In a bold move aimed at bolstering the security and stability of its crypto market, South Korean authorities have unveiled a groundbreaking requirement for crypto exchanges to build substantial financial cushions. According to a local media report, the rule mandates that exchanges obtain accounts from banks must establish a minimum reserve of $2.28 million and a maximum of $1,520, effective from September this year.
New Guidelines Aim To Bolster Crypto Security
The directive, shared by the Korea Federation of Banks, seeks to address the potential for severe losses in the event of hacking or technical glitches, which have historically plagued the crypto industry. Exchanges dealing in South Korean won (KRW) have reportedly adapted swiftly, ensuring compliance by the approaching deadline.
However, the situation differs in the coin market exchanges, which primarily facilitate coin-to-coin transactions. Many of these exchanges are grappling with capital deficits and are struggling to accumulate the mandated reserves. Negotiations between these exchanges and banks on issuing real-name accounts are at risk of derailment due to the non-fulfillment of banking sector standards.
The new standards dictate that exchanges issued with real-name accounts must amass reserves ranging from 3 billion to 20 billion KRW, depending on their daily average deposits.

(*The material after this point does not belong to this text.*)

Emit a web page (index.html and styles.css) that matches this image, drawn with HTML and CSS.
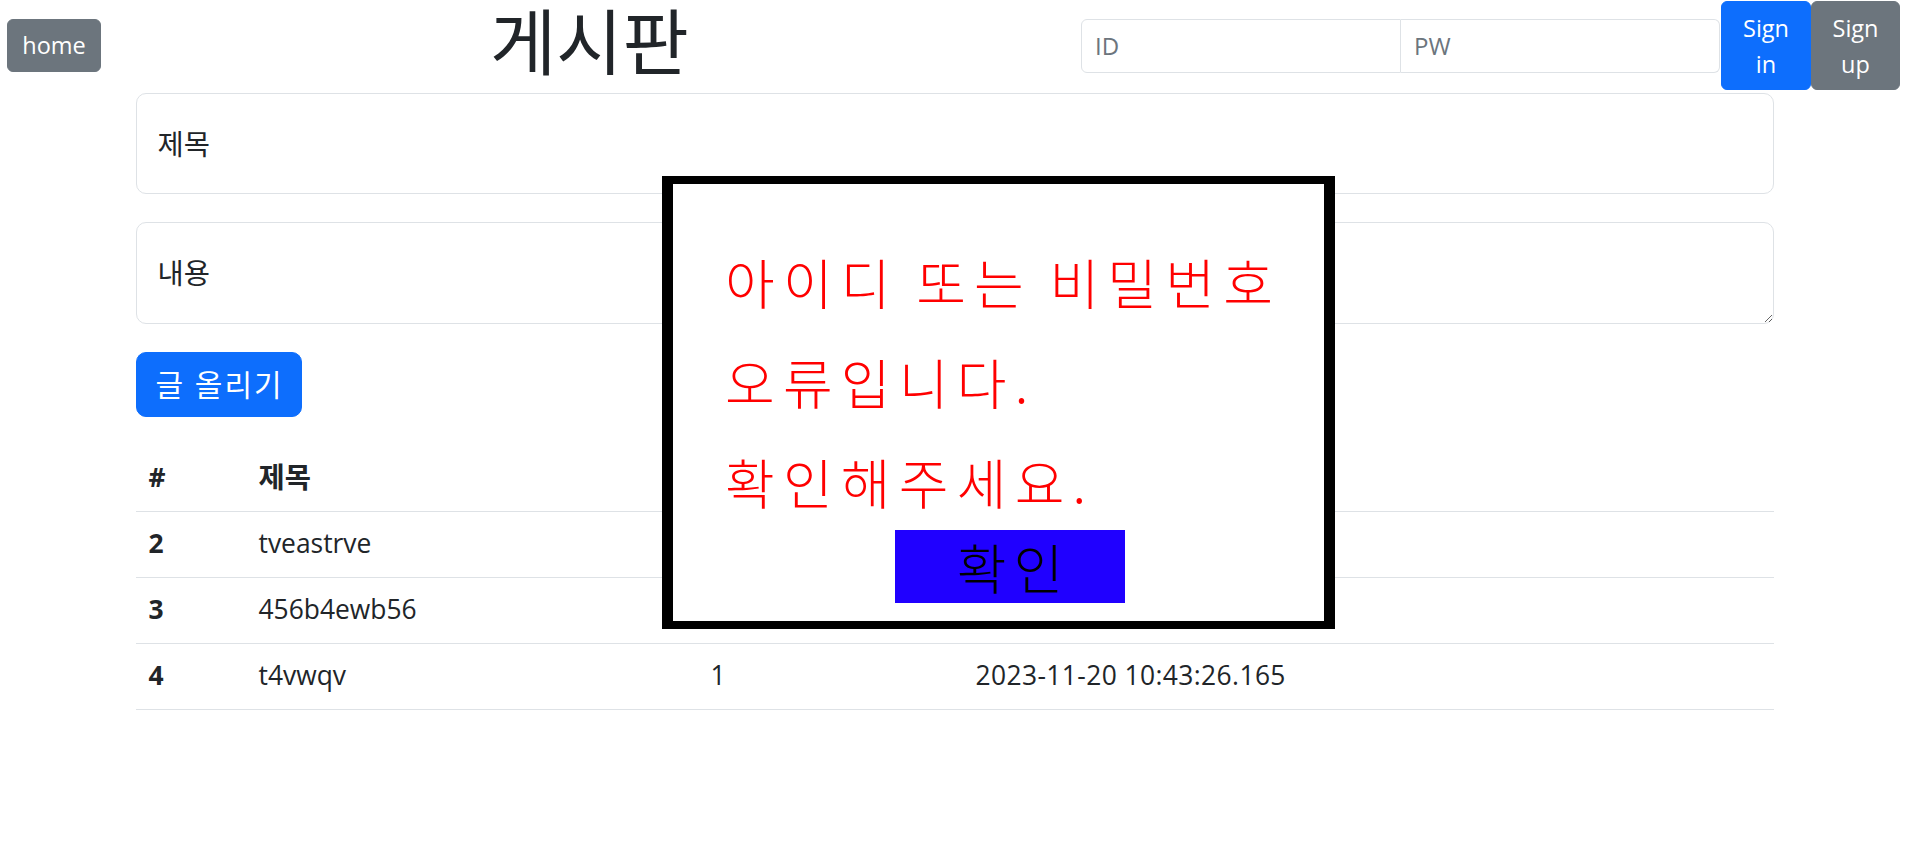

This reserve serves as a security measure to indemnify users against potential accidents within the cryptocurrency sphere.
The move, which arrives amidst heightened regulatory scrutiny globally, aims to bring a semblance of order to the often turbulent world of cryptocurrencies. Enhanced customer authentication and additional authentication for fund transfers are also part of the regulatory package, set to take effect in January 2024.
While this stringent guideline has been met with a mixed response, the majority of established won market exchanges are already prepared to meet the requirements. Industry giants like Upbit and Bithumb have welcomed the move, pledging adherence to the newly introduced rules.
The verdict is still out on whether the new measures will indeed lead to a more resilient crypto market in South Korea. Only time will tell whether the ambitious initiative will effectively safeguard users and instill greater confidence in the world of digital assets. Nevertheless, as the September deadline draws closer, the cryptocurrency landscape in South Korea is poised for a significant transformation.